The user can chown a file if they own its parent directory, IIRC. This
is just how UNIX works. You don't want file permissions, you want to
modify a configuration source in front of ~/.gconf in the search path,
i.e. /etc/gconf/gconf.xml.mandatory.

> In addition, I have noticed that some of the gconf settings don't 
> "stick" when they are set in mandatory.  For example, I set the following:
> 
> gconftool-2 --direct --config-source 
> xml:readwrite:/etc/gconf/gconf.xml.mandatory --type int --set 
> /apps/clock_applet/prefs/hour_format 12
> 
> gconftool-2 --direct --config-source 
> xml:readwrite:/etc/gconf/gconf.xml.mandatory --type bool --set 
> /apps/clock_applet/prefs/show_seconds false
> 
> gconftool-2 --direct --config-source 
> xml:readwrite:/etc/gconf/gconf.xml.mandatory --type bool --set 
> /apps/clock_applet/prefs/show_date true
> 
> gconftool-2 --direct --config-source 
> xml:readwrite:/etc/gconf/gconf.xml.mandatory --type bool --set 
> /apps/clock_applet/prefs/gmt_time false
> 
> gconftool-2 --direct --config-source 
> xml:readwrite:/etc/gconf/gconf.xml.mandatory --type bool --set 
> /apps/clock_applet/prefs/unix_time false
> 
> Yet users can select 24 hour, seconds, gmt, unix and turn the date off. 
>   When they log off and log back in (after stopping gconfd), the 
> settings that the user makes seem to stick.  This concerns me not 
> because of the clock per se but because when the system adminstrator 
> sets something and makes it mandatory, it should be mandatory.

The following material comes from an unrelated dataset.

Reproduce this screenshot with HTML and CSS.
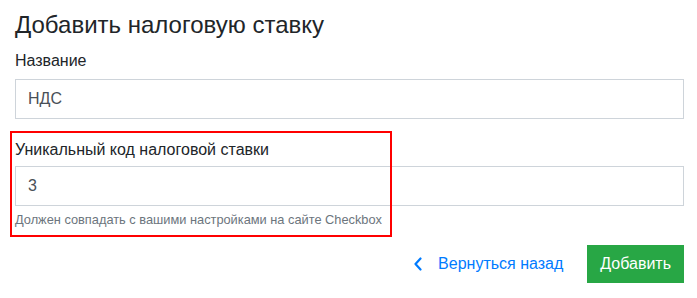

Some prefs dialogs may not disable themselves in the presence of a
mandatory setting (a bug, please file against each app so broken), but I
would expect a restart of the app to revert to the mandatory setting.
i.e. the app can set ~/.gconf via its prefs dialog all day, but next
time the app queries for the value on startup, it should be getting the
value from the start of the search path. That is, mandatory settings
don't block writing to ~/.gconf, they just mean gconf will find another
value first.

I think there may be something else wrong here, you might want to verify
that the setting is present in /etc/gconf/gconf.xml.mandatory and that
/etc/gconf/gconf.xml.mandatory/apps/clock_applet/prefs/%gconf.xml is
readable by the user. Also be sure you have the right things in your
/etc/gconf/2/path and that no ~/.gconf.path exists.